No one yet knows the details of Mohamed Noor's recruitment, qualifications, or training, but it is not unreasonable to assume that Mayor Hodges and other city officials were downright desperate to find and hire Somali police officers.  This could easily be a case of affirmative action gone tragically awry.

The reaction in Australia has been far more vocal than here in the states, where many news outlets have either ignored the story or failed to mention Moor's name or religion.  An Australian newspaper wrote this:  "Somali-born policeman Mohamed Noor was not living up to his billing as a poster boy for the troubled Minneapolis police force."

Yes, Noor was indeed a poster boy for diversity and inclusion and all those comforting buzzwords, but was he a good cop?  It's a question that can be asked down under, but seems to be taboo here in the USA.

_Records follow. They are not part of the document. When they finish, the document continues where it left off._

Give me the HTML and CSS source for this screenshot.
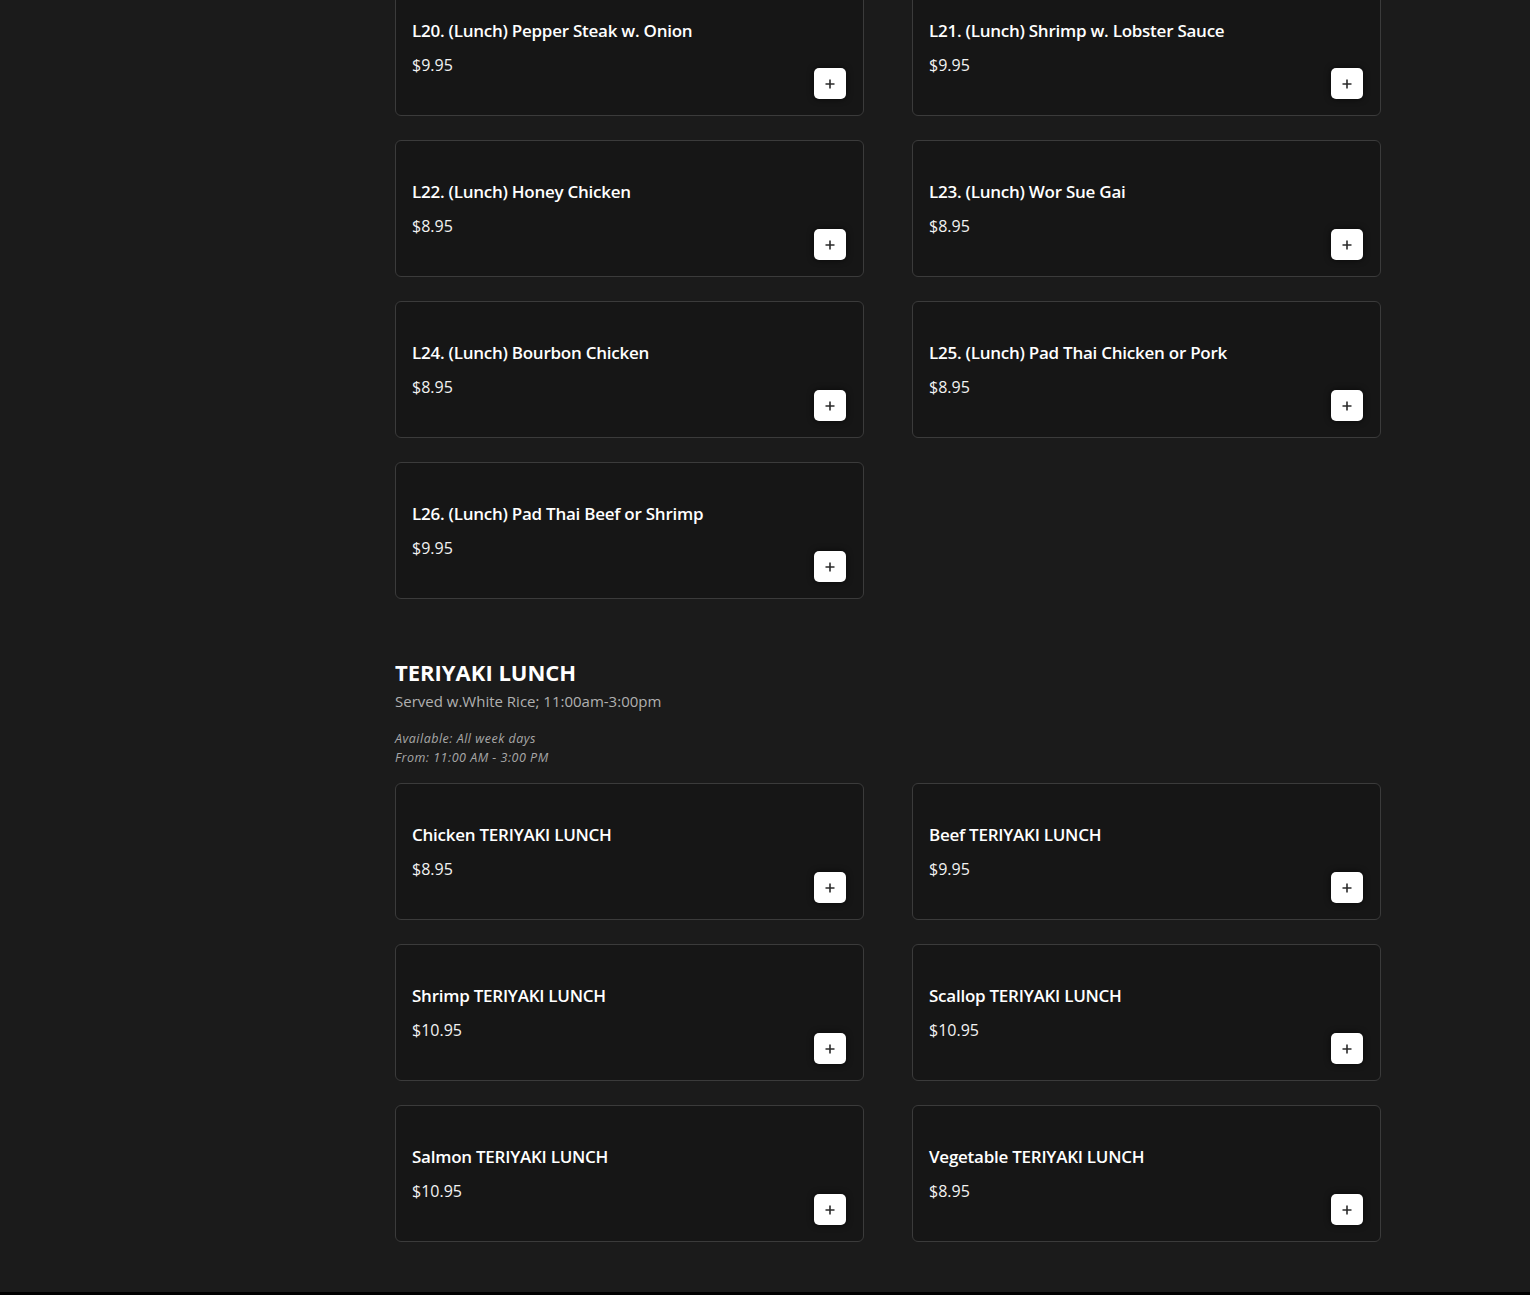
FILE: index.html
```html
<!DOCTYPE html>
<html>
<head>
<meta charset="utf-8">
<link rel="stylesheet" href="styles.css">
</head>
<body>
<main class="menu">
  <section class="category">
    <div class="grid">
      <div class="card"><div class="name">L20. (Lunch) Pepper Steak w. Onion</div><div class="price">$9.95</div><button class="add"><svg viewBox="0 0 10 10" width="10" height="10"><path d="M5 0.5v9M0.5 5h9"/></svg></button></div>
      <div class="card"><div class="name">L21. (Lunch) Shrimp w. Lobster Sauce</div><div class="price">$9.95</div><button class="add"><svg viewBox="0 0 10 10" width="10" height="10"><path d="M5 0.5v9M0.5 5h9"/></svg></button></div>
      <div class="card"><div class="name">L22. (Lunch) Honey Chicken</div><div class="price">$8.95</div><button class="add"><svg viewBox="0 0 10 10" width="10" height="10"><path d="M5 0.5v9M0.5 5h9"/></svg></button></div>
      <div class="card"><div class="name">L23. (Lunch) Wor Sue Gai</div><div class="price">$8.95</div><button class="add"><svg viewBox="0 0 10 10" width="10" height="10"><path d="M5 0.5v9M0.5 5h9"/></svg></button></div>
      <div class="card"><div class="name">L24. (Lunch) Bourbon Chicken</div><div class="price">$8.95</div><button class="add"><svg viewBox="0 0 10 10" width="10" height="10"><path d="M5 0.5v9M0.5 5h9"/></svg></button></div>
      <div class="card"><div class="name">L25. (Lunch) Pad Thai Chicken or Pork</div><div class="price">$8.95</div><button class="add"><svg viewBox="0 0 10 10" width="10" height="10"><path d="M5 0.5v9M0.5 5h9"/></svg></button></div>
      <div class="card"><div class="name">L26. (Lunch) Pad Thai Beef or Shrimp</div><div class="price">$9.95</div><button class="add"><svg viewBox="0 0 10 10" width="10" height="10"><path d="M5 0.5v9M0.5 5h9"/></svg></button></div>
    </div>
  </section>
  <section class="category">
    <h2 class="title">TERIYAKI LUNCH</h2>
    <p class="desc">Served w.White Rice; 11:00am-3:00pm</p>
    <p class="avail">Available: All week days<br>From: 11:00 AM - 3:00 PM</p>
    <div class="grid">
      <div class="card"><div class="name">Chicken TERIYAKI LUNCH</div><div class="price">$8.95</div><button class="add"><svg viewBox="0 0 10 10" width="10" height="10"><path d="M5 0.5v9M0.5 5h9"/></svg></button></div>
      <div class="card"><div class="name">Beef TERIYAKI LUNCH</div><div class="price">$9.95</div><button class="add"><svg viewBox="0 0 10 10" width="10" height="10"><path d="M5 0.5v9M0.5 5h9"/></svg></button></div>
      <div class="card"><div class="name">Shrimp TERIYAKI LUNCH</div><div class="price">$10.95</div><button class="add"><svg viewBox="0 0 10 10" width="10" height="10"><path d="M5 0.5v9M0.5 5h9"/></svg></button></div>
      <div class="card"><div class="name">Scallop TERIYAKI LUNCH</div><div class="price">$10.95</div><button class="add"><svg viewBox="0 0 10 10" width="10" height="10"><path d="M5 0.5v9M0.5 5h9"/></svg></button></div>
      <div class="card"><div class="name">Salmon TERIYAKI LUNCH</div><div class="price">$10.95</div><button class="add"><svg viewBox="0 0 10 10" width="10" height="10"><path d="M5 0.5v9M0.5 5h9"/></svg></button></div>
      <div class="card"><div class="name">Vegetable TERIYAKI LUNCH</div><div class="price">$8.95</div><button class="add"><svg viewBox="0 0 10 10" width="10" height="10"><path d="M5 0.5v9M0.5 5h9"/></svg></button></div>
    </div>
  </section>
</main>
<div class="footer-edge"></div>
</body>
</html>
```

FILE: styles.css
```css
html, body {
  margin: 0;
  padding: 0;
  background: #1b1b1b;
  height: 1295px;
  overflow: hidden;
}
body {
  font-family: "Open Sans", "Noto Sans", sans-serif;
  color: #fff;
  display: flex;
  flex-direction: column;
}
.menu {
  width: 986px;
  margin: -21px 0 0 395px;
  flex: 1;
}
.category + .category {
  margin-top: 60px;
}
.grid {
  display: grid;
  grid-template-columns: 469px 469px;
  column-gap: 48px;
  row-gap: 24px;
}
.card {
  box-sizing: border-box;
  height: 137px;
  background: #161616;
  border: 1px solid #3b3b3b;
  border-radius: 6px;
  padding: 40px 16px 0 16px;
  position: relative;
}
.name {
  font-size: 17px;
  font-weight: 600;
  line-height: 22px;
  letter-spacing: -0.25px;
}
.price {
  font-size: 16px;
  line-height: 22px;
  margin-top: 12px;
  color: #f2f2f2;
}
.add {
  position: absolute;
  right: 17px;
  bottom: 16px;
  width: 32px;
  height: 31px;
  border: none;
  border-radius: 5px;
  background: #fff;
  padding: 0;
  display: flex;
  align-items: center;
  justify-content: center;
  box-shadow: 0 0 6px rgba(0,0,0,0.7);
}
.add svg {
  display: block;
  stroke: #2b2b2b;
  stroke-width: 1.6;
  fill: none;
}
.title {
  margin: 0;
  font-size: 22px;
  font-weight: 700;
  line-height: 26px;
}
.desc {
  margin: 6px 0 0 0;
  font-size: 15px;
  line-height: 20px;
  color: #b0b0b0;
}
.avail {
  margin: 18px 0 16px 0;
  font-size: 12.5px;
  line-height: 19px;
  font-style: italic;
  letter-spacing: 0.5px;
  color: #a8a8a8;
}
.footer-edge {
  height: 3px;
  background: #000;
}
```
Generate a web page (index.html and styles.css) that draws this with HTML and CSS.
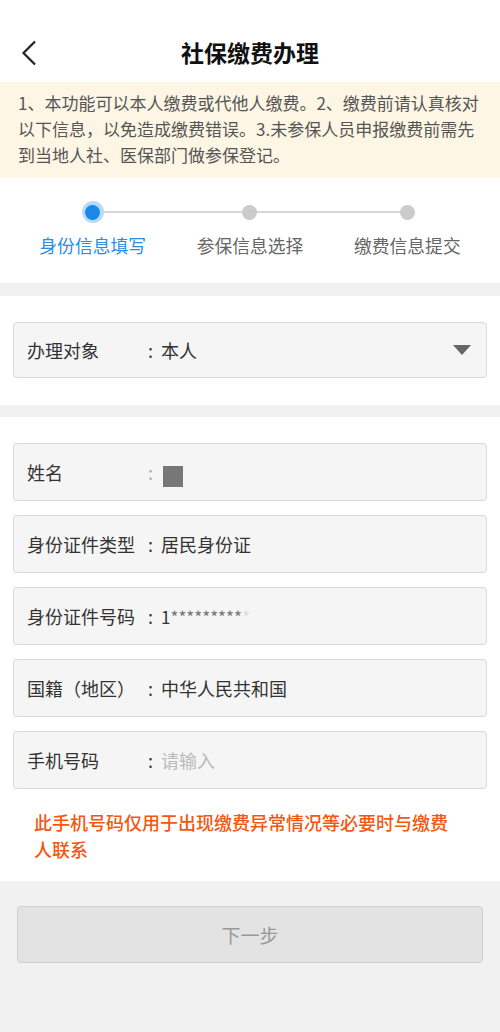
FILE: index.html
```html
<!DOCTYPE html>
<html lang="zh-CN">
  <head>
    <meta charset="utf-8" />
    <title>社保缴费办理</title>
    <link rel="stylesheet" href="styles.css">
  </head>
  <body>
    <div class="page">
      <div class="nav">
        <svg class="back" width="16" height="26" viewBox="0 0 16 26">
          <polyline points="14,1.5 2.5,13 14,24.5" fill="none" stroke="#222" stroke-width="2.2" />
        </svg>
        <div class="title">社保缴费办理</div>
        <div></div>
      </div>

      <div class="notice">
        1、本功能可以本人缴费或代他人缴费。2、缴费前请认真核对以下信息，以免造成缴费错误。3.未参保人员申报缴费前需先到当地人社、医保部门做参保登记。
      </div>

      <div class="steps">
        <div class="step active">
          <span class="dot"></span>
          <span class="step-label">身份信息填写</span>
        </div>
        <div class="step">
          <span class="dot"></span>
          <span class="step-label">参保信息选择</span>
        </div>
        <div class="step">
          <span class="dot"></span>
          <span class="step-label">缴费信息提交</span>
        </div>
      </div>

      <div class="section select-section">
        <div class="field">
          <span class="label">办理对象</span>
          <span class="colon">:</span>
          <span class="value">本人</span>
          <span class="arrow"></span>
        </div>
      </div>

      <div class="section form-section">
        <div class="field">
          <span class="label">姓名</span>
          <span class="colon light">:</span>
          <span class="value"><span class="masked"></span></span>
        </div>
        <div class="field">
          <span class="label">身份证件类型</span>
          <span class="colon">:</span>
          <span class="value">居民身份证</span>
        </div>
        <div class="field">
          <span class="label">身份证件号码</span>
          <span class="colon">:</span>
          <span class="value id-num">1<span class="stars">*********</span><span class="fade">*</span></span>
        </div>
        <div class="field">
          <span class="label">国籍（地区）</span>
          <span class="colon">:</span>
          <span class="value">中华人民共和国</span>
        </div>
        <div class="field">
          <span class="label">手机号码</span>
          <span class="colon">:</span>
          <span class="value placeholder">请输入</span>
        </div>
        <p class="tip">此手机号码仅用于出现缴费异常情况等必要时与缴费人联系</p>
      </div>

      <div class="footer">
        <button type="button" class="next">下一步</button>
      </div>
    </div>
  </body>
</html>
```

FILE: styles.css
```css
body {
  margin: 0;
  background-color: #f1f1f1;
  font-family: "Noto Sans CJK SC", "Noto Sans", sans-serif;
}
.page {
  width: 500px;
  min-height: 1032px;
  background-color: #f1f1f1;
}

/* top bar */
.nav {
  height: 60px;
  padding-top: 22px;
  background: #fff;
  display: grid;
  grid-template-columns: 60px 1fr 60px;
  align-items: center;
}
.back {
  margin-left: 21px;
  margin-top: 2px;
}
.title {
  text-align: center;
  font-size: 23px;
  font-weight: 700;
  color: #111;
}

.notice {
  background: #fdf6e5;
  padding: 8px 14px 10px 18px;
  font-size: 17px;
  line-height: 26px;
  color: #555;
}

/* stepper */
.steps {
  position: relative;
  background: #fff;
  display: grid;
  grid-template-columns: repeat(3, 1fr);
  padding: 23px 14px 26px;
  margin-bottom: 13px;
}
.steps::before {
  content: "";
  position: absolute;
  left: 93px;
  right: 94px;
  top: 33px;
  height: 2px;
  background: #d6d6d6;
}
.step {
  position: relative;
  display: flex;
  flex-direction: column;
  align-items: center;
  gap: 10px;
}
.dot {
  width: 22px;
  height: 22px;
  display: flex;
  align-items: center;
  justify-content: center;
}
.dot::after {
  content: "";
  width: 15px;
  height: 15px;
  border-radius: 50%;
  background: #cbcbcb;
}
.step.active .dot {
  border-radius: 50%;
  background: #b6dbf7;
}
.step.active .dot::after {
  background: #1b87e6;
}
.step-label {
  font-size: 17.8px;
  line-height: 24px;
  color: #666;
}
.step.active .step-label {
  color: #2a8de2;
}

/* sections */
.section {
  background: #fff;
  padding: 26px 13px;
  display: flex;
  flex-direction: column;
  gap: 14px;
}
.select-section {
  padding-bottom: 27px;
  margin-bottom: 12px;
}
.select-section .field {
  height: 56px;
}
.field {
  height: 58px;
  box-sizing: border-box;
  background: #f5f5f5;
  border: 1px solid #d9d9d9;
  border-radius: 4px;
  display: flex;
  align-items: center;
  padding: 0 14px 0 13px;
  font-size: 18px;
  color: #333;
}
.label {
  width: 114px;
  white-space: nowrap;
}
.colon {
  width: 19px;
  text-align: center;
}
.colon.light {
  color: #aaa;
}
.value {
  flex: 1;
  margin-left: 1px;
}
.masked {
  display: inline-block;
  width: 20px;
  height: 21px;
  margin-left: 2px;
  margin-top: 6px;
  background: #777;
  vertical-align: middle;
}
.id-num {
  font-size: 17px;
}
.stars {
  color: #777;
}
.fade {
  color: #ddd;
}
.placeholder {
  color: #bbb;
}
.arrow {
  width: 0;
  height: 0;
  border-left: 9px solid transparent;
  border-right: 9px solid transparent;
  border-top: 10px solid #666;
  margin-right: 1px;
}
.form-section {
  padding-bottom: 18px;
}
.tip {
  margin: 6px 0 0;
  padding: 0 30px 0 21px;
  font-size: 18px;
  line-height: 27px;
  font-weight: 500;
  color: #f4570f;
}

.footer {
  padding: 25px 17px;
}
.next {
  width: 100%;
  height: 57px;
  background: #e3e3e3;
  border: 1px solid #cfcfcf;
  border-radius: 4px;
  font-family: inherit;
  font-size: 19px;
  color: #999;
}
```
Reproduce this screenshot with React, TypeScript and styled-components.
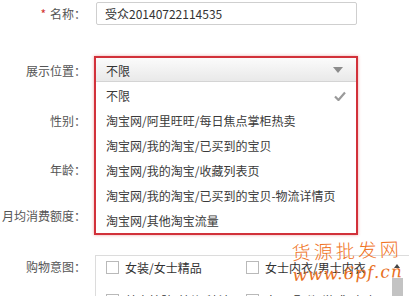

When the Washington Post covered this story, the reporter's entirely predictable theme was that Somalis in Minnesota are "bracing for a backlash."  You know, the same "backlash" that never seems to materialize after Islamic-inspired terror incidents.  

Meanwhile, the Associated Press published a glowing profile of Officer Noor, the kind of profile not usually written when white cops use deadly force.

This case is still unfolding, there remain more questions than answers, and we may eventually find out that initial reports were wrong.  Officer Noor has thus far refused to talk to investigators and cannot be forced to do so.  We will learn more when and if he breaks his silence.

Meanwhile, Justine Damond's family and friends in Sydney are devastated, calling this their "worst nightmare."  Her American fiancée and her prospective step-son are absolutely shattered.

And Black Lives Matter, Al Sharpton, Antifa, and the rest of the usual suspects?  They are quiet.  Very, very quiet.  Which speaks volumes.